This is repeated every day, every where, all over IT. Natural keys are a great concept that just does not work in real life. Not with their current implementation, anyway.

> Ice cream melt ? Not in the UK ;)

Ooops. *Bad* example...

> > > Deferrable Constraints should deal with this.

> There are no such things as complex relationships -
> there are only collections of very simple PK/FK links.

I can send you some truly 'orrible ones! Don't get me started on subtyping in Oracle...

> It may be a coincidence, but all the systems that I
> have seen that want to partition on a "rolling date"
> want to do so because they want to drop old partitions
> and load new data efficiently. If they were able to just
> drop the data "because the date is in the past" then, and
> this is perhaps the coincidence, the date ALWAYS
> turned out to be a part of the primary key.

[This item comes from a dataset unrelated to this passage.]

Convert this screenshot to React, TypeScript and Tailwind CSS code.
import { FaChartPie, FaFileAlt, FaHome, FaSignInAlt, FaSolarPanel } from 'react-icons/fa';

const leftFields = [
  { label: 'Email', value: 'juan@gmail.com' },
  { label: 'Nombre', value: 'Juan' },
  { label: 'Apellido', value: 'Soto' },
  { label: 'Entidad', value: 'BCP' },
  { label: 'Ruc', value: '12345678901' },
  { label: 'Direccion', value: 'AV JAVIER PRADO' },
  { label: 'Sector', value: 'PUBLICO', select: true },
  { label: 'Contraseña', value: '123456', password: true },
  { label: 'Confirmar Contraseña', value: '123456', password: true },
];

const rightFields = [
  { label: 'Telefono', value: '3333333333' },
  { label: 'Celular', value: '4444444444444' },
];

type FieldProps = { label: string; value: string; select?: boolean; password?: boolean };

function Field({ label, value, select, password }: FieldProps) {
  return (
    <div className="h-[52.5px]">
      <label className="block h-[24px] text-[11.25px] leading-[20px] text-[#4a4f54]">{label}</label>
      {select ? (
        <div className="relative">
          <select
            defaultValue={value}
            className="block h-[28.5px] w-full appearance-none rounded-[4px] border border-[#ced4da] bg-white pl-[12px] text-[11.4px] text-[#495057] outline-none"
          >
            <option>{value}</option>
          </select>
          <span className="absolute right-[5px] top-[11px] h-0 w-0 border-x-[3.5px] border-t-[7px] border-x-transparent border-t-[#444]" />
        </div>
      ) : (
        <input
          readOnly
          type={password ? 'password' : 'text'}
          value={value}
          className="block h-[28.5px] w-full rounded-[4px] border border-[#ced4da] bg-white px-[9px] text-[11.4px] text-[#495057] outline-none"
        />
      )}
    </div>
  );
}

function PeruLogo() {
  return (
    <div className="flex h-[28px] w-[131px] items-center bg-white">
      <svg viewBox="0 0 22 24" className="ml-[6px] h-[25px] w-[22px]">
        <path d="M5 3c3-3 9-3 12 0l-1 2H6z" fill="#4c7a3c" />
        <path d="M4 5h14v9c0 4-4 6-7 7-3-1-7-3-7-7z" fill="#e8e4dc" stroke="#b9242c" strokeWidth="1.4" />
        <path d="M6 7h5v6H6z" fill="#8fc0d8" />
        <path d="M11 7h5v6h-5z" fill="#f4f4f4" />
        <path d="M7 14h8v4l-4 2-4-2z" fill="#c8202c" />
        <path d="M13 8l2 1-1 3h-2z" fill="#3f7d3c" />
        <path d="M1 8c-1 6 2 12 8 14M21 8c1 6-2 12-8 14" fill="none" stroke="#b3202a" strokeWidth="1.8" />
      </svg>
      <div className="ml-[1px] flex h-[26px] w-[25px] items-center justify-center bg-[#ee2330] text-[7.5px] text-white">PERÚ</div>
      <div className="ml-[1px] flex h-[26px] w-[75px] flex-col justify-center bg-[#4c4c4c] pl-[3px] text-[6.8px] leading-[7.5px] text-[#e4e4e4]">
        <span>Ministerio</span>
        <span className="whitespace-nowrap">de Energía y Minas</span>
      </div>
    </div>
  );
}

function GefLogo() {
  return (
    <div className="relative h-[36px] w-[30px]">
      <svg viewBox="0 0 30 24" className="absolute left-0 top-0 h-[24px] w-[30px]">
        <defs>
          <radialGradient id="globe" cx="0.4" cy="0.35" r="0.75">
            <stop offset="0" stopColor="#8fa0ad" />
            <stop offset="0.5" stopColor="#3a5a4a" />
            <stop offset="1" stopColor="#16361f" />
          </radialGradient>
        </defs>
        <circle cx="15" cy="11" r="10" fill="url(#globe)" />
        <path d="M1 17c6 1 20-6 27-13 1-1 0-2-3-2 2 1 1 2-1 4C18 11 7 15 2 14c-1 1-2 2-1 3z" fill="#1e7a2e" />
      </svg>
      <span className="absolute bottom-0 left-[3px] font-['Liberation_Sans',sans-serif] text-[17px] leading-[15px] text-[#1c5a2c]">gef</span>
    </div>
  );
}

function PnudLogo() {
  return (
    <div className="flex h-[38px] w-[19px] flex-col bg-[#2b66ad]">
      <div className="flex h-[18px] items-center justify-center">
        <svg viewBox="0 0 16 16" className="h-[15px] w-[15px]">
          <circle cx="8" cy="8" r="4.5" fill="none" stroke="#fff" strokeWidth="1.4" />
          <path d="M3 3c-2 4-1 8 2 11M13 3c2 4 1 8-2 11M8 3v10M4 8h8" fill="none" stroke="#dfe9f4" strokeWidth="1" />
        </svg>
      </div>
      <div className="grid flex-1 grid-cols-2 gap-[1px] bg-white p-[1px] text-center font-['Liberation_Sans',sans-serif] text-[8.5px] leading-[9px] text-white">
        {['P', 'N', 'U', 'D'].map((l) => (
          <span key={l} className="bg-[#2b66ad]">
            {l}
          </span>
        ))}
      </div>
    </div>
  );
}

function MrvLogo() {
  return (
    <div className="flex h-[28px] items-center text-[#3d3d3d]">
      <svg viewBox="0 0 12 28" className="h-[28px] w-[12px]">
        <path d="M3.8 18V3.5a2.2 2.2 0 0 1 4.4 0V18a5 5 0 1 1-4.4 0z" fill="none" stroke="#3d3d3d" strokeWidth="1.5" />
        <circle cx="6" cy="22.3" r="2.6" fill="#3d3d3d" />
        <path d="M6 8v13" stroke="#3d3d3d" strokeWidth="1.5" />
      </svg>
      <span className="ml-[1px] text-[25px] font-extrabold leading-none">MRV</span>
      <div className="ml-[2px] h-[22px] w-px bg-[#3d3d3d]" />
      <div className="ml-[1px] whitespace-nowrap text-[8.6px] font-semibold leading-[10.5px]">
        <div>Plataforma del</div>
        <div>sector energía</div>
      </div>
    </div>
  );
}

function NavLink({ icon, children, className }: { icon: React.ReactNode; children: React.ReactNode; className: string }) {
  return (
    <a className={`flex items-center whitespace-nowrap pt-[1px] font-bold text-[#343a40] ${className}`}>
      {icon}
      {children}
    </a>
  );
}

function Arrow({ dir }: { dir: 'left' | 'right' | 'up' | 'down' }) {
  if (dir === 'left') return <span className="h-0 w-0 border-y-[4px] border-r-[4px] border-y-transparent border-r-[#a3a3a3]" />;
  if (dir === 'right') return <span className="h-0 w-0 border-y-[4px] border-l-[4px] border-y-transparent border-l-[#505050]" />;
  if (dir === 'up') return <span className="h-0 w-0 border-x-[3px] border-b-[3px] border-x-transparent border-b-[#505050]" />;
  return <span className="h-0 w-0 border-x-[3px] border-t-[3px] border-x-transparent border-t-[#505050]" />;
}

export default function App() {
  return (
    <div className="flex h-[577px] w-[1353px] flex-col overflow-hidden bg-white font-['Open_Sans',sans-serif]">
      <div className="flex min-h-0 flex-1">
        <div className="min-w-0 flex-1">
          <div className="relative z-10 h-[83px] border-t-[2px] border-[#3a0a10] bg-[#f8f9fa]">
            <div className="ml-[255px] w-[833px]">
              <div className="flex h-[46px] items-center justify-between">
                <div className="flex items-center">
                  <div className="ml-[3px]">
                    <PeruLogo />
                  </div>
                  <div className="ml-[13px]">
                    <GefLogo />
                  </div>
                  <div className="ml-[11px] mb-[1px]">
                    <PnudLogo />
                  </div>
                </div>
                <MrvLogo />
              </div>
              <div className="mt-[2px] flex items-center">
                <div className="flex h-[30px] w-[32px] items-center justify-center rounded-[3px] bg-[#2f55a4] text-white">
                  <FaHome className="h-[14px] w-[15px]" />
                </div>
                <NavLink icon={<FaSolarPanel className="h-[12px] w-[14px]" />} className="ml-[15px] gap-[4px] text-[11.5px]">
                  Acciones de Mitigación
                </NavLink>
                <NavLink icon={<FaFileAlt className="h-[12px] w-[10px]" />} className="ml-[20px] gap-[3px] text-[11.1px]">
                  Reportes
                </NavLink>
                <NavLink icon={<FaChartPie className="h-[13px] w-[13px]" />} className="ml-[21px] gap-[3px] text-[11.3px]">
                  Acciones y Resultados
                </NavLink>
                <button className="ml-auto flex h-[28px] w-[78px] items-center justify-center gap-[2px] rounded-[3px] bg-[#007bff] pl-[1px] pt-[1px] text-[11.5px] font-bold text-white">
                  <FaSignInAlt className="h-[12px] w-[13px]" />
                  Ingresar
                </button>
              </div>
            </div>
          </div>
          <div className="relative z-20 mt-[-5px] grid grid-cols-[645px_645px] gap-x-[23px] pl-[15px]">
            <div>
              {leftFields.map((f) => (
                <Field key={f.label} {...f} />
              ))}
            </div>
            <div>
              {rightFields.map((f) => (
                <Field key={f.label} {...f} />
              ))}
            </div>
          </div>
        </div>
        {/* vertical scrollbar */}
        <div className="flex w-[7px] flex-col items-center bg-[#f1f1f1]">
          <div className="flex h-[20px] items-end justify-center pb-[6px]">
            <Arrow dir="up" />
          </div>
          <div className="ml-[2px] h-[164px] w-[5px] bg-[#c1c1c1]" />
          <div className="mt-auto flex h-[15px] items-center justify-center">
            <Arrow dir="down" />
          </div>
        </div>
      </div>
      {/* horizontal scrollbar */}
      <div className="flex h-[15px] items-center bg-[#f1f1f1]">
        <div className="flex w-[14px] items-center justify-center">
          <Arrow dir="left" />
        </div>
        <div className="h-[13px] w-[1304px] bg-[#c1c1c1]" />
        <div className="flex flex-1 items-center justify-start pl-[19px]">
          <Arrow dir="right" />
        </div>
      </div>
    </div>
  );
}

Different experience here. Give you a concrete example: mobile phone calls. Their PK is the phone call number in the data collection system. Their partitioning is by date and accounting status. So that after two months in the system they can quietly be "dw-housed" and dropped off the live accounting system. Let the DB2 dw folks worry about them...

I can think of further examples in the insurance industry, with claims. And probably a few more: flight data comes to mind. In general, any bulk capture data that needs to stay on the system for only a temporary period.

> Clarification: I was thinking only of Oracle systems
> and the Oracle implementation of partition independence
> which requires a guarantee that (and it isn't worded this
> way in the manuals) the partition that a row belongs in
> should be uniquely defined by the value of any primary
> or unique key that has been defined on the table.

*or unique key*. That is the whole thing, isn't it? A surrogate key cab be the PK, and the natural key the UK (Yikes!). Then all is well, isn't it?

> If you think the hardware can make rubbish fly, then
> the hardware should be able to deal with a large volume
> of cascading updates across primary/foreign keys. But
> you've discounted that as not viable. If you're happy
> to write code to handle rubbish that needs to be cleaned
> up, then it's a bit unreasonable to say that you'd rather
> not have to do it. (Feel free to replace "rubbish" with
> "fuzzy data" in the above).

Well, it's the reality. Purity of data or its "rubishing" down is the exclusive domain of the end user: they decide what stays or goes. It's up to us to figure a design that can cope with the business requirements. Not up to the business to cope with inflexible system design. As such, we must accept the "rubbish", let them use it and let them fix it later if that is the case. What we can't do is tell them how to run their business (weeeeeelllll: SAP can...).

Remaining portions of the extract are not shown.